Es erscheine nicht mehr zeitgemäß, die Anwendung der Sperrzeitvorschrift an einen familienrechtlichen Status anzuknüpfen, so das LSG nun. Der in § 159 Sozialgesetzbuch (SGB) III genannte wichtige Grund sei „kein Privileg für Ehegatten oder für anders genau definierte Personengruppen, sondern gilt uneingeschränkt für alle Arbeitslosen in ihrer aktuellen und spezifischen Lebenssituation“.
LSG: „Kein Instrument zur Durchsetzung von moralischen Vorstellungen“
Die Sperrzeit sei kein „Instrument zur Disziplinierung und Durchsetzung von gesellschaftspolitischen, religiösen oder moralischen Vorstellungen“, stellten sie im Urteil klar.
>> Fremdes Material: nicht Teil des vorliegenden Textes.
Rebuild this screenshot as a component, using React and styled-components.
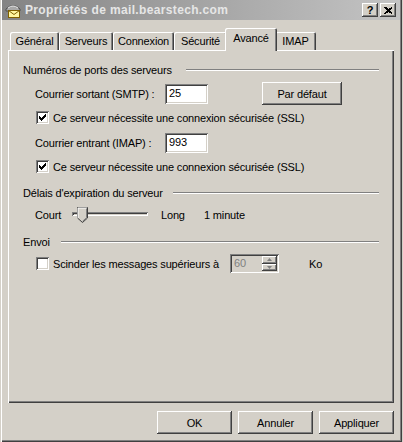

Entscheidender als der formelle Status war für das LSG die in seinen Augen von Kontinuität, Verantwortung und Fürsorge geprägte Beziehung, die ausschließe, dass die Frau ihre Stelle leichtfertig aufgegeben habe. Somit bestand nach Auffassung der Richter, welche in der Sperrzeit-Klausel nur eine Möglichkeit sah, um Personen daran zu hindern, sich ohne Not arbeitslos zu melden, um Leistungen zu kassieren, keine Notwendigkeit zu deren Anwendung (Urteil vom 12.12.2017, Aktenzeichen L 7 AL 36/16).
Fazit:
Wer eine Sperrzeit erhält, weil er eine nichteheliche Lebensgemeinschaft eingehen bzw. die Wochendbeziehung vertiefen will, sollte den Bescheid gründlich prüfen lassen und im Zweifel Widerspruch erheben. Abzuwarten bleibt aber noch, ob sich das BSG seinen Standpunkt ändert und sich der Auffassung des LSG Niedersachsen-Bremen anschließt.